Where is the light that the church is supposed to be before men, Christians?

If it could be compared with the light of Christiandom 50 years ago, or 500 years ago, or 1800 years ago, how would it match up?

I don’t know. All I know is that Jesus doesn’t talk to church buildings or church organizations. He talks to the hearts of individuals as though each one is the only one He is speaking to. And He says, “You are the light of the world… Let your light shine before men in such a way that they will see your good works and glorify your Father who is in heaven”.

There will never be a famine for the Word of the Lord in our land, if individual believers, no matter what is coming over the pulpits or over the airwaves or on the television screens or in the book stores , will continue to let the light of the glory of the gospel of Christ shine through them wherever they go.

If you ever hear anyone arguing that the last days as described in the prophetical books must be far off because the world just isn’t as bad yet as it seems to have gotten in the wording of the prophecies, you might just remind them that the presence of believers in the world is salt and light to the world. The moment they are gone as a result of the rapture of the church, there will be nothing to hold back the decay; nothing to light the darkness for them. The downward spiral will be catastrophic.

Let me finish with this thought.

Jesus said of Himself, “While I am in the world, I am the light of the world” (Jn 9:5), and as long as you and I are in the world, Christians, we are the light of the world. Until He takes us out of the world, either individually or corporately by rapture, our mandate is to be salt and light.

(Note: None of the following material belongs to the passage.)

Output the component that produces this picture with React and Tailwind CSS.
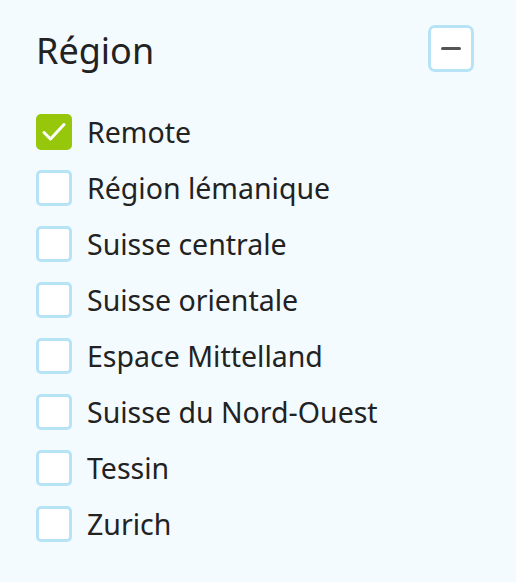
import React, { useState } from 'react';

const REGIONS = [
  'Remote',
  'Région lémanique',
  'Suisse centrale',
  'Suisse orientale',
  'Espace Mittelland',
  'Suisse du Nord-Ouest',
  'Tessin',
  'Zurich',
];

function Checkbox({ checked }) {
  if (checked) {
    return (
      <span className="flex h-[36px] w-[36px] shrink-0 items-center justify-center rounded-[5px] bg-[#97c70b]">
        <svg width="26" height="22" viewBox="0 0 26 22" fill="none">
          <path d="M3 11.5 L9.5 18 L23 3.5" stroke="#fff" strokeWidth="3" strokeLinecap="round" strokeLinejoin="round" />
        </svg>
      </span>
    );
  }
  return <span className="h-[36px] w-[36px] shrink-0 rounded-[5px] border-[3px] border-[#b6e4f6] bg-white" />;
}

export default function App() {
  const [selected, setSelected] = useState({ Remote: true });

  return (
    <div className="h-[582px] w-[516px] bg-[#f3fbff] pl-[36px] pr-[42px] pt-[25px] text-[#222]" style={{ fontFamily: '"Noto Sans", "Open Sans", sans-serif' }}>
      <div className="flex h-[50px] items-start justify-between">
        <h2 className="mt-[2px] text-[36px] leading-[48px]">Région</h2>
        <button className="flex h-[47px] w-[46px] items-center justify-center rounded-[7px] border-[3px] border-[#b6e4f6] bg-white">
          <span className="block h-[3px] w-[20px] rounded-full bg-[#555]" />
        </button>
      </div>

      <ul className="mt-[39px] flex flex-col gap-[20px]">
        {REGIONS.map(r => (
          <li key={r} className="flex h-[36px] items-center gap-[15px]" onClick={() => setSelected(s => ({ ...s, [r]: !s[r] }))}>
            <Checkbox checked={!!selected[r]} />
            <span className="text-[28.5px] leading-none">{r}</span>
          </li>
        ))}
      </ul>
    </div>
  );
}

Preservation and Illumination.

Salt, by virtue of a walk in holiness and righteousness; light by virtue of the vocalization of the good news that Jesus Christ God’s Son shed His blood and died to pay the penalty for the sins of men, and rose bodily on the third day just as He said He would so that He might give eternal life to all who believe.

You are salt and light. Let your life bring glory to your Father in heaven.